I do not know how the Court of Appeals will explain its grant of certiorari to the appeals of Officers Brian Rice, Nero, and Garret Miller, given their nearly pure interlocutory nature. It is possible that a “left field” explanation will be given by the Court. In many matters that are time-sensitive and interlocutory, the Court will prefer to give a reason that does not “open the door” to many other future interlocutory appeals.

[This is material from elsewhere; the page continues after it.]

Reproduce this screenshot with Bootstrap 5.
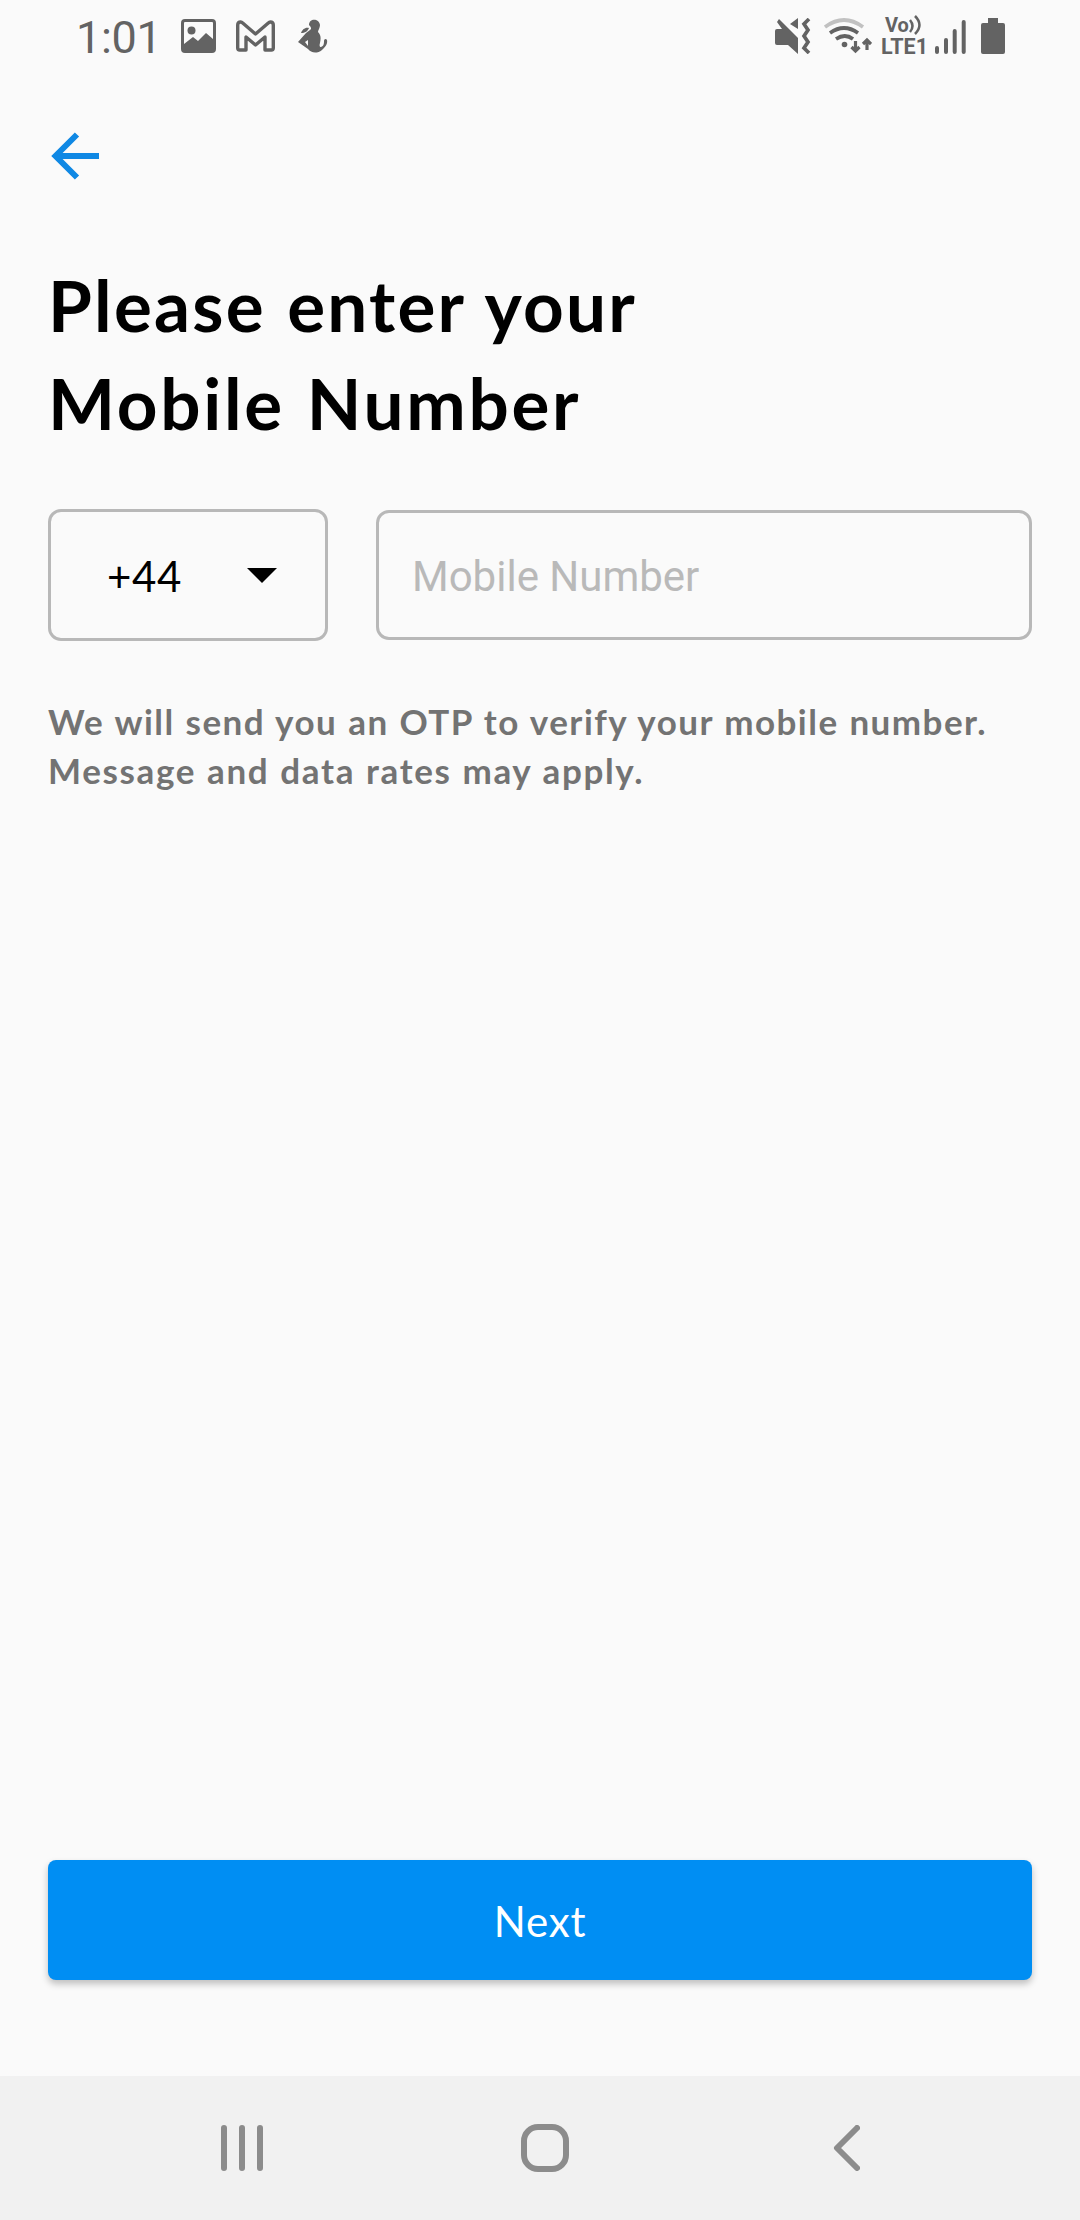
<!DOCTYPE html>
<html lang="en">
<head>
<meta charset="utf-8">
<meta name="viewport" content="width=device-width, initial-scale=1">
<title>Mobile Number</title>
<link href="https://cdn.jsdelivr.net/npm/bootstrap@5.3.0/dist/css/bootstrap.min.css" rel="stylesheet">
<style>
  body { background: #fafafa; font-family: Lato, "Open Sans", sans-serif; color: #000; }
  .screen { width: 1080px; height: 2220px; }
  svg { display: block; flex: none; }
  .status-bar { height: 72px; padding: 0 75px 0 76px; color: #636363; font-family: Roboto, sans-serif; }
  .clock { font-size: 45px; line-height: 72px; width: 105px; letter-spacing: -.3px; padding-top: 3px; }
  .icon-mail { margin-left: 20px; }
  .icon-figure { margin-left: 23px; }
  .icon-wifi { margin-left: 12px; }
  .icon-battery { margin-left: 15px; }
  .volte { font-weight: 700; font-size: 21.5px; line-height: 21px; width: 45px; margin: 0 9px; }
  .volte-top { font-size: 20px; }
  .back-link { padding: 60px 0 0 51px; height: 108px; color: #0f88e4; }
  .form-area { padding: 76px 48px 0; }
  .title-text { font-size: 71px; line-height: 98px; font-weight: 700; letter-spacing: 2.2px; word-spacing: 2px; margin: 0 0 57px; }
  .title-second { letter-spacing: 2.7px; }
  .code-select { width: 280px; height: 132px; border: 3px solid #b8b8b8; border-radius: 13px; padding: 0 48px 0 56px; font-size: 42px; }
  .dial-code { letter-spacing: .6px; padding-top: 2px; }
  .number-input, .number-input:focus { height: 130px; border: 3px solid #b8b8b8; border-radius: 13px; background: transparent; font: 42px/1.2 Roboto, sans-serif; padding: 2px 33px 0; margin-top: 1px; }
  .number-input::placeholder { color: #b9b9b9; opacity: 1; }
  .hint { font-size: 35px; line-height: 49px; font-weight: 700; color: #737373; letter-spacing: 1.47px; word-spacing: .9px; margin: 56px 0 0; white-space: nowrap; }
  .hint-second { letter-spacing: 1.63px; }
  .next-wrap { padding: 0 48px 96px; }
  .btn-next, .btn-next:hover { height: 120px; background: #008ef3; color: #fff; border: 0; border-radius: 8px; font-size: 42px; letter-spacing: .8px; padding-top: 8px; box-shadow: 0 4px 7px rgba(0,0,0,.24); }
  .nav-keys { height: 144px; background: #f1f1f1; padding: 0 220px; color: #8c8c8c; }
</style>
</head>
<body>
<div class="screen d-flex flex-column overflow-hidden">
  <header class="status-bar d-flex align-items-center">
    <div class="clock">1:01</div>
    <div class="d-flex align-items-center">
      <svg width="35" height="34" viewBox="181 19 35 34" fill="currentColor"><path fill-rule="evenodd" d="M185 19h27q4 0 4 4v26q0 4-4 4h-27q-4 0-4-4V23q0-4 4-4zm-1 4v21l9-7 5 4 8-8 7 6V23q0-1-1-1h-27q-1 0-1 1z"/><circle cx="191.500" cy="30.500" r="4"/></svg>
      <svg class="icon-mail" width="39" height="32" viewBox="236 19 39 32" fill="none" stroke="currentColor" stroke-width="3.400" stroke-linejoin="round"><path d="M237.700 24q0-3 3-3 1 0 2 1l12.800 11 12.800-11q1-1 2-1 3 0 3 3v23q0 2-2 2H265V36l-9.500 8-9.500-8v13h-6.300q-2 0-2-2z"/></svg>
      <svg class="icon-figure" width="30" height="34" viewBox="298 19 30 34" fill="currentColor"><path d="M309 25c0-7 10-7 11 0 0 3-2 5-2 7 3 3 3 6 2 11-1 3 0 4 1 4 3-1 3-4 3-6 0-2 2-3 3-1 1 5-3 8-5 10-5 4-11 3-14-1l-10-7 8-9 4-3c2-1 1-3-1-5zM305 42l3 4v-6z" fill-rule="evenodd"/><path d="M301 33c1-3 4-6 8-5-1 3-4 5-8 5z"/></svg>
    </div>
    <div class="d-flex align-items-center ms-auto">
      <svg width="37" height="36" viewBox="775 18 37 36" fill="currentColor"><path d="M777 29h5l-5-7 2-3 19 19v16l-10-9h-11q-2 0-2-2V31q0-2 2-2zM790 24l8-6v11z"/><path d="M809 19l-5 5 4 6-4 6 4 6-4 6 5 5" fill="none" stroke="currentColor" stroke-width="3.700"/></svg>
      <svg class="icon-wifi" width="48" height="36" viewBox="824 18 48 36" fill="none" stroke="currentColor" stroke-width="3.700"><path d="M825 27q19-14 38 0" stroke="#c1c1c1"/><path d="M830 33q14-10 28 0M836 39q9-6 17 0"/><circle cx="844.500" cy="44.500" r="2.800" fill="currentColor" stroke="none"/><path d="M855.500 41v10m-4-4 4 4 4-4M867 50V40m-4 4 4-4 4 4" stroke-width="3.200"/></svg>
      <div class="volte"><div class="volte-top d-flex ps-1">Vo<svg width="12" height="20" viewBox="909 17 12 20" fill="none" stroke="currentColor" stroke-width="2.500"><path d="M910 22q5 6 0 12M915 18q9 9 0 18"/></svg></div><div>LTE1</div></div>
      <svg width="31" height="36" viewBox="935 18 31 36" stroke="currentColor" stroke-width="4" stroke-linecap="round"><path d="M937 48v4M946 40v12M954.700 31v21M963.700 22v30"/></svg>
      <svg class="icon-battery" width="24" height="36" viewBox="981 18 24 36" fill="currentColor"><path d="M988 18h10v5h5q2 0 2 2v27q0 2-2 2h-20q-2 0-2-2V25q0-2 2-2h5z"/></svg>
    </div>
  </header>

  <a class="back-link d-block" href="#" aria-label="Back"><svg width="48" height="48" viewBox="51 132 48 48" fill="none" stroke="currentColor" stroke-width="6"><path d="M99 156H56M77 134.500 55.500 156 77 177.500"/></svg></a>

  <main class="form-area">
    <h1 class="title-text">Please enter your<br><span class="title-second">Mobile Number</span></h1>
    <div class="d-flex gap-5 align-items-start">
      <div class="code-select d-flex align-items-center justify-content-between flex-shrink-0"><span class="dial-code">+44</span><svg width="30" height="15" viewBox="0 0 30 15"><path d="M0 0h30L15 15z"/></svg></div>
      <input class="form-control number-input" type="tel" placeholder="Mobile Number">
    </div>
    <p class="hint">We will send you an OTP to verify your mobile number.<br><span class="hint-second">Message and data rates may apply.</span></p>
  </main>

  <div class="next-wrap mt-auto"><button class="btn btn-next w-100" type="button">Next</button></div>

  <nav class="nav-keys d-flex align-items-center justify-content-between flex-shrink-0">
    <svg width="44" height="46" viewBox="220 2125 44 46" stroke="currentColor" stroke-width="6" stroke-linecap="round"><path d="M224 2128v40M242 2128v40M260 2128v40"/></svg>
    <svg class="me-2" width="48" height="48" viewBox="0 0 48 48" fill="none" stroke="currentColor" stroke-width="6"><rect x="3" y="3" width="42" height="42" rx="14"/></svg>
    <svg width="27" height="46" viewBox="833 2125 27 46" fill="none" stroke="currentColor" stroke-width="6" stroke-linecap="round" stroke-linejoin="round"><path d="M857 2128l-20 20 20 20"/></svg>
  </nav>
</div>
<script src="https://cdn.jsdelivr.net/npm/bootstrap@5.3.0/dist/js/bootstrap.bundle.min.js"></script>
</body>
</html>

Given that the Court will be releasing an opinion on Cts. & Jud. Proc. § 9-123, it may feel that appealability arguments regarding the State’s appeals will be moot. Further, although technically the six officers’ cases were never consolidated and are being tried separately, the legal issues and many of the factual issues are quite similar. It is possible that, though not directly set forth in current Maryland law, is that the Court will recognize a type of “pendant jurisdiction” in some cases that are “inextricably intertwined.” This is used in federal court in similar circumstances.  See Nationwide Mut. Ins. Co. v. Hart, 73 Md. App. 406, 414-15 (1988) (recognizing that “federal courts often exercise pendant jurisdiction to consider an otherwise nonappealable order when it is inextricably bound with or closely related to an appealable order” but noting that “Maryland courts have not expressly referred to or applied the federal court’s pendant jurisdiction rule” and finding “no authority to support our exercise of pendant jurisdiction [in the case]”).

[Editor’s note: Blog editor-in-chief Steve Klepper had no role whatsoever in the review, editing, or posting of this piece, or the decision to publish it.]